New Delhi: ULFA chief Arabinda Rajkhowa has for the first time spilled the beans on Pakistan’s backing to the Northeast militant group.
Speaking to a leading English daily, Rajkhowa - the chairman of United Liberation Front of Asom – said that Pakistani fundamentalists had lent support to the group in the past. However, he rued that the backing led to ULFA`s alienation from the very people it was fighting for.
The 57-year-old Rajkhowa is currently in New Delhi along with other ULFA members to hold peace parleys with the Centre.
He told the daily that fundamentalist Pakistani elements began supplying weapons to the rebel group fighting for a separate land from 1990.
The support by Pakistani elements hurt the group’s secular ideology, the ULFA chief said. He revealed that ULFA started using arms in the absence of a democratic space.
He however acknowledged that a military solution was never an option.

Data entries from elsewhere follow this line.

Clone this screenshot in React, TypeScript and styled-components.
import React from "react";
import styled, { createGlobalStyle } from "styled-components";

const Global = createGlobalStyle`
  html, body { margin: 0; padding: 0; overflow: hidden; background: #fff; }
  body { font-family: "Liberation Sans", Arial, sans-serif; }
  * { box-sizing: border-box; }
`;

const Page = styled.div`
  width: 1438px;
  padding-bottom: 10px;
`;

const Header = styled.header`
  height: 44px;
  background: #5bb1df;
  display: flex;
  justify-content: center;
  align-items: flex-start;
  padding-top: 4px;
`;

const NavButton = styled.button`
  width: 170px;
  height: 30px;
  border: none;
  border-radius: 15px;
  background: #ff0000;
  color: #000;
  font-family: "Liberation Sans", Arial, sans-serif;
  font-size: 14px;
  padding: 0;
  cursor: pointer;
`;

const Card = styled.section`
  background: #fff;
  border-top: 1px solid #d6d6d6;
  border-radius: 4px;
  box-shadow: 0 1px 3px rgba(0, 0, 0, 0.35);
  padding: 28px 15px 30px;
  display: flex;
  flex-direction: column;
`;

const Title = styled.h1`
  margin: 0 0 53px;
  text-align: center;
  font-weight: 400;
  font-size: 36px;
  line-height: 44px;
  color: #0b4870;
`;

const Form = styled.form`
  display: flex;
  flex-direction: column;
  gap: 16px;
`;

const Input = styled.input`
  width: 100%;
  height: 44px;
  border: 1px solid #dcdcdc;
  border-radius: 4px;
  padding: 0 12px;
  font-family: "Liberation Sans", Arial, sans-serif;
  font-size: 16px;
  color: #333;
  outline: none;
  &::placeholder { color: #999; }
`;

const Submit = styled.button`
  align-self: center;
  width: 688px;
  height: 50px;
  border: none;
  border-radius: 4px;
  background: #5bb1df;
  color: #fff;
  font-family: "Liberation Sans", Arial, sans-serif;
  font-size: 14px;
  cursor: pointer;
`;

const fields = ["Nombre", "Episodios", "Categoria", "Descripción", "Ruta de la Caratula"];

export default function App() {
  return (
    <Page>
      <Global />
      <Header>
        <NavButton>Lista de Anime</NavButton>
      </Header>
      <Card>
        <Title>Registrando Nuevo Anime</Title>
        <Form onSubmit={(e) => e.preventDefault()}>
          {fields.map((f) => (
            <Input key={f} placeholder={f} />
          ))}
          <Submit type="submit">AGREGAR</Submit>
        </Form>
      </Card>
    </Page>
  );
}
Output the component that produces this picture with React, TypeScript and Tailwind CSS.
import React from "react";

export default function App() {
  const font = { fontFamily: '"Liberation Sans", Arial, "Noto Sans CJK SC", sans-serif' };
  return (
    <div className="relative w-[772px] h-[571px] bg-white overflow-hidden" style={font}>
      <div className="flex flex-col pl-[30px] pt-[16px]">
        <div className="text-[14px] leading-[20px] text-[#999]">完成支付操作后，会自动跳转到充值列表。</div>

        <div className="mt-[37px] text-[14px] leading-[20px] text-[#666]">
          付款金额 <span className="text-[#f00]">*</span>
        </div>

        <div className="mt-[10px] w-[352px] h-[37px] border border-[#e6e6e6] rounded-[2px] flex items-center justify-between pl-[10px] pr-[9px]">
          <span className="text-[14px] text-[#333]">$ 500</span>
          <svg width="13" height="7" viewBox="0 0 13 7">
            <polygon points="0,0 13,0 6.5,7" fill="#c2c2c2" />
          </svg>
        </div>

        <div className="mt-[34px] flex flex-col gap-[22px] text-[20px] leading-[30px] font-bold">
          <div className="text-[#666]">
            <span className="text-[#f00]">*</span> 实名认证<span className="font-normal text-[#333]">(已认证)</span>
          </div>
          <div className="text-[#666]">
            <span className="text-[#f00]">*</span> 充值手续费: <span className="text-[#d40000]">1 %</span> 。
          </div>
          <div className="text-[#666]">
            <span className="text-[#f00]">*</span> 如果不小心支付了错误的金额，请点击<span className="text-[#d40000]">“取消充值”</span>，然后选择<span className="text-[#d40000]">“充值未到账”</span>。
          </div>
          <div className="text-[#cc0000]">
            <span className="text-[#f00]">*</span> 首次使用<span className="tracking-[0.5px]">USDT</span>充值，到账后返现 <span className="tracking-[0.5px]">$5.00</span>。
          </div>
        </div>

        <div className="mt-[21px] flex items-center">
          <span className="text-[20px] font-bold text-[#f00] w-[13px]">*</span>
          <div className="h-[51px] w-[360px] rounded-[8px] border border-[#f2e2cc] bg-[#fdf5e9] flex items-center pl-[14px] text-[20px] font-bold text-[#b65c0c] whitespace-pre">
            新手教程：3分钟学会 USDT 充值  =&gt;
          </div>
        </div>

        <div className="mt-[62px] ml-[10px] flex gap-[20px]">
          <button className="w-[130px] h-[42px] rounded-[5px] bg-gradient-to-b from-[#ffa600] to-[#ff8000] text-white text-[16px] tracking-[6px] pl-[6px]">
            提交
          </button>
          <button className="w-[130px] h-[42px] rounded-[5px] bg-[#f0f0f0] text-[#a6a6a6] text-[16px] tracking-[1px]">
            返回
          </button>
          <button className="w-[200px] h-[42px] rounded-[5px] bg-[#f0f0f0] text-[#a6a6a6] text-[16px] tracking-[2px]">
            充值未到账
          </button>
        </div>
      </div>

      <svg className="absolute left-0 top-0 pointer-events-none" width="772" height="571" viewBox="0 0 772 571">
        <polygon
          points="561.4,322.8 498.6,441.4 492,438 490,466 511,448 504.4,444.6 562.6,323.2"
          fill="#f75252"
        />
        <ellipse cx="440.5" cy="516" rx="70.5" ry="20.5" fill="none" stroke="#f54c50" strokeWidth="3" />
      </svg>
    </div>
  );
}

Shedding light on how the weapons were brought into the Indian territory, Rajkhowa told the newspaper that sophisticated arms were first brought via sea route to Bangladesh and then transported inland in trucks.
One big consignment was caught in Chittagong, many ships were captured and in one case an entire shipload of arms was dumped into the sea to evade seizure, but many made it through, he said.
Rajkhowa was nabbed in Bangladesh in November 2009 and handed over to India.